For this exercise, repeat all of the material verbatim apart from its images.

|---|

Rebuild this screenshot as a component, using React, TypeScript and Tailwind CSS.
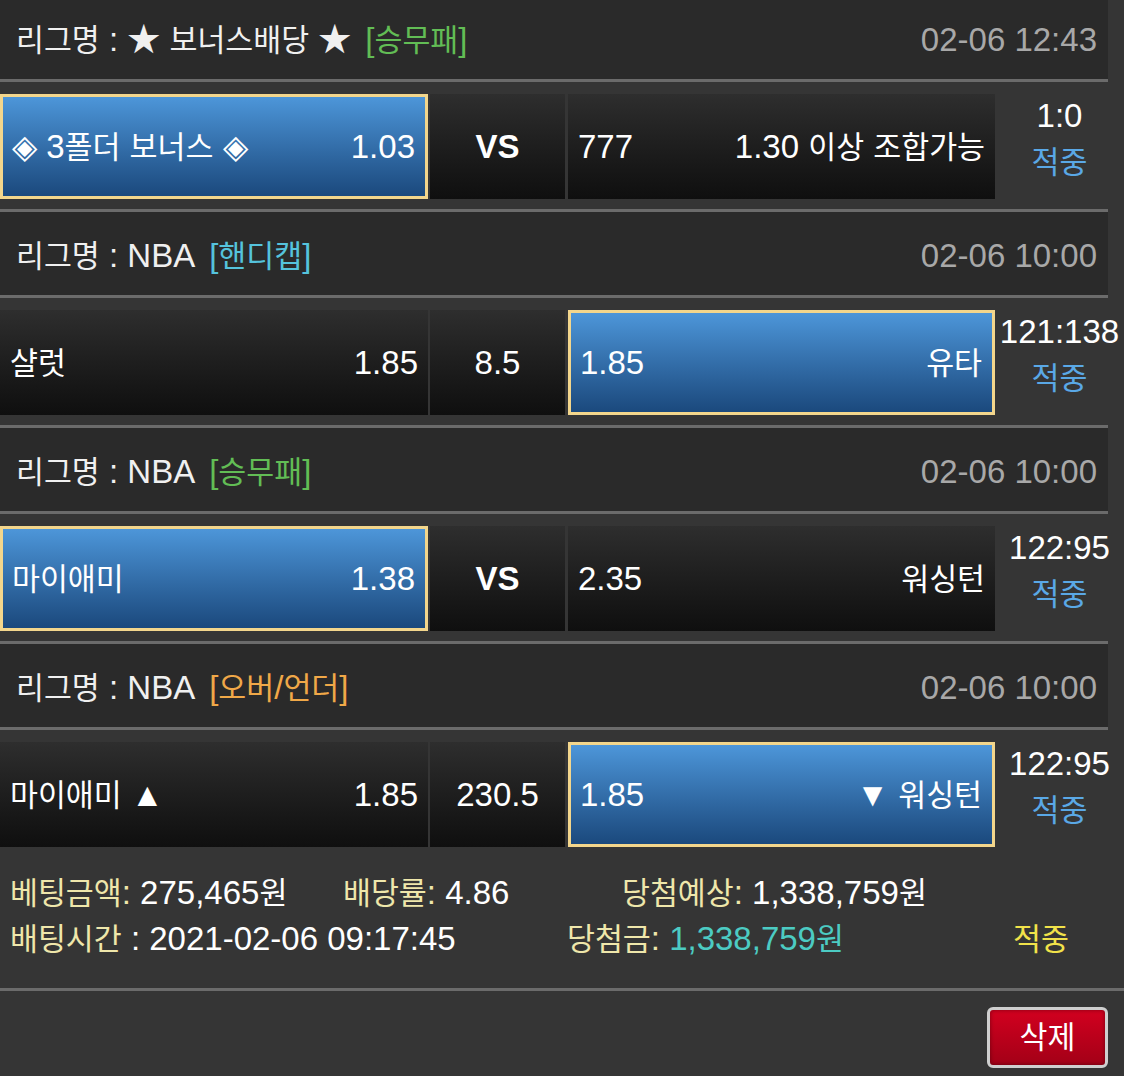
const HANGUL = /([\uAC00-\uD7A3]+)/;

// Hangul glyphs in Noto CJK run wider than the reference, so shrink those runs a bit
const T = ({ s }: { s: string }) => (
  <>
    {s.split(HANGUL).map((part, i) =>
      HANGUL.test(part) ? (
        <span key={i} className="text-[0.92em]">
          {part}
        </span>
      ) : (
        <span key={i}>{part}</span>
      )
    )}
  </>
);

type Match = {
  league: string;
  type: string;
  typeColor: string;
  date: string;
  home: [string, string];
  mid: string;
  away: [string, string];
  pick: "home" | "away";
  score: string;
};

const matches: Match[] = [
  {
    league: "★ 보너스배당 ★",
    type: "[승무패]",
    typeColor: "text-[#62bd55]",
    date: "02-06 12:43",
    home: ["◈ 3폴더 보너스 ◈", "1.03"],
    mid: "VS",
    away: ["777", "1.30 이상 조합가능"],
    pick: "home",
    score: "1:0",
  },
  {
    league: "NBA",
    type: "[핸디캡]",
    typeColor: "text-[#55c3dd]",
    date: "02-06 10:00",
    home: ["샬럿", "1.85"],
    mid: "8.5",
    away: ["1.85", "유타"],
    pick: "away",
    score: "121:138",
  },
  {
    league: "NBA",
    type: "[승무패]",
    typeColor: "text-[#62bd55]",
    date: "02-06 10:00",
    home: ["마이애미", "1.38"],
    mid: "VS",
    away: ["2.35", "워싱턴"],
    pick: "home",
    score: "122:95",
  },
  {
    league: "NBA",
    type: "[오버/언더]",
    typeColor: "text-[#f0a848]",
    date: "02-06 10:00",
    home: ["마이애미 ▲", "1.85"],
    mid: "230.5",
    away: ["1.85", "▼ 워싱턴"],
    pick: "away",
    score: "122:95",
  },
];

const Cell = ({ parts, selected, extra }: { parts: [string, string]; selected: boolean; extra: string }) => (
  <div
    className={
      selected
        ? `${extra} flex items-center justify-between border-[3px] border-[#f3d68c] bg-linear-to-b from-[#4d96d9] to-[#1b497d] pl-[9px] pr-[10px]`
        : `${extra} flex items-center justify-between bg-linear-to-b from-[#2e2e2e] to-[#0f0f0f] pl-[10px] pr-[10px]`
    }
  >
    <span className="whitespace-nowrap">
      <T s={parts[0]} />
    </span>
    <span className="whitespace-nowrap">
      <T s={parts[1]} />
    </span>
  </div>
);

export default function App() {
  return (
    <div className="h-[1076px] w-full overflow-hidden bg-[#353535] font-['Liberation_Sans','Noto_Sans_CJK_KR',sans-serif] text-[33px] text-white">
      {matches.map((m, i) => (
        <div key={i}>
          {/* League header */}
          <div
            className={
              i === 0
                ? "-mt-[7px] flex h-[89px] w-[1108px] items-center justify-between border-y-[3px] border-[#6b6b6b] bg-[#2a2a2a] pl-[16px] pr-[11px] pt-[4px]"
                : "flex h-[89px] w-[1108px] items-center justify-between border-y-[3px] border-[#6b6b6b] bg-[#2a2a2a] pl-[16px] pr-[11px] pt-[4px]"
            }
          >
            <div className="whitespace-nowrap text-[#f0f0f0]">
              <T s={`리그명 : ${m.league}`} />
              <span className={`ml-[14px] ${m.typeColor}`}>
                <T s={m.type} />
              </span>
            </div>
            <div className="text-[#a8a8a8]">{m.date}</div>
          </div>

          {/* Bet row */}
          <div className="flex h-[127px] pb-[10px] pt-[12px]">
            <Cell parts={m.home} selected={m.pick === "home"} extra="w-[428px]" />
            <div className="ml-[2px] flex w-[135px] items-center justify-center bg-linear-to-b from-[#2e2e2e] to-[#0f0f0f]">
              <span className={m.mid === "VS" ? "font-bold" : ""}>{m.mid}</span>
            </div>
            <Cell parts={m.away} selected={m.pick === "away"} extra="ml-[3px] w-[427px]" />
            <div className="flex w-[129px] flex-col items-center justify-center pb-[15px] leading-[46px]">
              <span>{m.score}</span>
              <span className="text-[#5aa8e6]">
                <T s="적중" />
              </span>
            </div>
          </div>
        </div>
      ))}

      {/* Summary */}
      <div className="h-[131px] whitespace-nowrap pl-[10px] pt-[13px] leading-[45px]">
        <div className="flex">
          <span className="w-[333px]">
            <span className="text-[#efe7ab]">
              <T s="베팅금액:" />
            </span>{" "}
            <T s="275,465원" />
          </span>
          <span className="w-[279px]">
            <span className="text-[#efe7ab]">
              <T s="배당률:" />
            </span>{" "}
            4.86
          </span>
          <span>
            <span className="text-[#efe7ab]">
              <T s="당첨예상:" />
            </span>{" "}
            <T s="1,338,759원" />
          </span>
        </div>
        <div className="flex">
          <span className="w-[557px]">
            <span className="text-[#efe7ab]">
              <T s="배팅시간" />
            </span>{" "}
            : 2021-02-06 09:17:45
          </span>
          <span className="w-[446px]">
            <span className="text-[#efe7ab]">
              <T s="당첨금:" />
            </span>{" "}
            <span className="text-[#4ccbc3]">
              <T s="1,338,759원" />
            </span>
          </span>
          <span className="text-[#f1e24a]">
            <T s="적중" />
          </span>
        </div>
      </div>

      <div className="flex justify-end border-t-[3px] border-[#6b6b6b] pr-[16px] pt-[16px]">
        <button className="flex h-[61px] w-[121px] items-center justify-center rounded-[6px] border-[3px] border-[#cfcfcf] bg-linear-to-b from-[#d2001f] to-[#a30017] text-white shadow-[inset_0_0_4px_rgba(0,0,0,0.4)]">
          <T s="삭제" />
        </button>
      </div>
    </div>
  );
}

|---|

REPLY ->
Rebuild this screenshot as a component, using React, TypeScript and Tailwind CSS.
const HANGUL = /([\uAC00-\uD7A3]+)/;

// Hangul glyphs in Noto CJK run wider than the reference, so shrink those runs a bit
const T = ({ s }: { s: string }) => (
  <>
    {s.split(HANGUL).map((part, i) =>
      HANGUL.test(part) ? (
        <span key={i} className="text-[0.92em]">
          {part}
        </span>
      ) : (
        <span key={i}>{part}</span>
      )
    )}
  </>
);

type Match = {
  league: string;
  type: string;
  typeColor: string;
  date: string;
  home: [string, string];
  mid: string;
  away: [string, string];
  pick: "home" | "away";
  score: string;
};

const matches: Match[] = [
  {
    league: "★ 보너스배당 ★",
    type: "[승무패]",
    typeColor: "text-[#62bd55]",
    date: "02-06 12:43",
    home: ["◈ 3폴더 보너스 ◈", "1.03"],
    mid: "VS",
    away: ["777", "1.30 이상 조합가능"],
    pick: "home",
    score: "1:0",
  },
  {
    league: "NBA",
    type: "[핸디캡]",
    typeColor: "text-[#55c3dd]",
    date: "02-06 10:00",
    home: ["샬럿", "1.85"],
    mid: "8.5",
    away: ["1.85", "유타"],
    pick: "away",
    score: "121:138",
  },
  {
    league: "NBA",
    type: "[승무패]",
    typeColor: "text-[#62bd55]",
    date: "02-06 10:00",
    home: ["마이애미", "1.38"],
    mid: "VS",
    away: ["2.35", "워싱턴"],
    pick: "home",
    score: "122:95",
  },
  {
    league: "NBA",
    type: "[오버/언더]",
    typeColor: "text-[#f0a848]",
    date: "02-06 10:00",
    home: ["마이애미 ▲", "1.85"],
    mid: "230.5",
    away: ["1.85", "▼ 워싱턴"],
    pick: "away",
    score: "122:95",
  },
];

const Cell = ({ parts, selected, extra }: { parts: [string, string]; selected: boolean; extra: string }) => (
  <div
    className={
      selected
        ? `${extra} flex items-center justify-between border-[3px] border-[#f3d68c] bg-linear-to-b from-[#4d96d9] to-[#1b497d] pl-[9px] pr-[10px]`
        : `${extra} flex items-center justify-between bg-linear-to-b from-[#2e2e2e] to-[#0f0f0f] pl-[10px] pr-[10px]`
    }
  >
    <span className="whitespace-nowrap">
      <T s={parts[0]} />
    </span>
    <span className="whitespace-nowrap">
      <T s={parts[1]} />
    </span>
  </div>
);

export default function App() {
  return (
    <div className="h-[1076px] w-full overflow-hidden bg-[#353535] font-['Liberation_Sans','Noto_Sans_CJK_KR',sans-serif] text-[33px] text-white">
      {matches.map((m, i) => (
        <div key={i}>
          {/* League header */}
          <div
            className={
              i === 0
                ? "-mt-[7px] flex h-[89px] w-[1108px] items-center justify-between border-y-[3px] border-[#6b6b6b] bg-[#2a2a2a] pl-[16px] pr-[11px] pt-[4px]"
                : "flex h-[89px] w-[1108px] items-center justify-between border-y-[3px] border-[#6b6b6b] bg-[#2a2a2a] pl-[16px] pr-[11px] pt-[4px]"
            }
          >
            <div className="whitespace-nowrap text-[#f0f0f0]">
              <T s={`리그명 : ${m.league}`} />
              <span className={`ml-[14px] ${m.typeColor}`}>
                <T s={m.type} />
              </span>
            </div>
            <div className="text-[#a8a8a8]">{m.date}</div>
          </div>

          {/* Bet row */}
          <div className="flex h-[127px] pb-[10px] pt-[12px]">
            <Cell parts={m.home} selected={m.pick === "home"} extra="w-[428px]" />
            <div className="ml-[2px] flex w-[135px] items-center justify-center bg-linear-to-b from-[#2e2e2e] to-[#0f0f0f]">
              <span className={m.mid === "VS" ? "font-bold" : ""}>{m.mid}</span>
            </div>
            <Cell parts={m.away} selected={m.pick === "away"} extra="ml-[3px] w-[427px]" />
            <div className="flex w-[129px] flex-col items-center justify-center pb-[15px] leading-[46px]">
              <span>{m.score}</span>
              <span className="text-[#5aa8e6]">
                <T s="적중" />
              </span>
            </div>
          </div>
        </div>
      ))}

      {/* Summary */}
      <div className="h-[131px] whitespace-nowrap pl-[10px] pt-[13px] leading-[45px]">
        <div className="flex">
          <span className="w-[333px]">
            <span className="text-[#efe7ab]">
              <T s="베팅금액:" />
            </span>{" "}
            <T s="275,465원" />
          </span>
          <span className="w-[279px]">
            <span className="text-[#efe7ab]">
              <T s="배당률:" />
            </span>{" "}
            4.86
          </span>
          <span>
            <span className="text-[#efe7ab]">
              <T s="당첨예상:" />
            </span>{" "}
            <T s="1,338,759원" />
          </span>
        </div>
        <div className="flex">
          <span className="w-[557px]">
            <span className="text-[#efe7ab]">
              <T s="배팅시간" />
            </span>{" "}
            : 2021-02-06 09:17:45
          </span>
          <span className="w-[446px]">
            <span className="text-[#efe7ab]">
              <T s="당첨금:" />
            </span>{" "}
            <span className="text-[#4ccbc3]">
              <T s="1,338,759원" />
            </span>
          </span>
          <span className="text-[#f1e24a]">
            <T s="적중" />
          </span>
        </div>
      </div>

      <div className="flex justify-end border-t-[3px] border-[#6b6b6b] pr-[16px] pt-[16px]">
        <button className="flex h-[61px] w-[121px] items-center justify-center rounded-[6px] border-[3px] border-[#cfcfcf] bg-linear-to-b from-[#d2001f] to-[#a30017] text-white shadow-[inset_0_0_4px_rgba(0,0,0,0.4)]">
          <T s="삭제" />
        </button>
      </div>
    </div>
  );
}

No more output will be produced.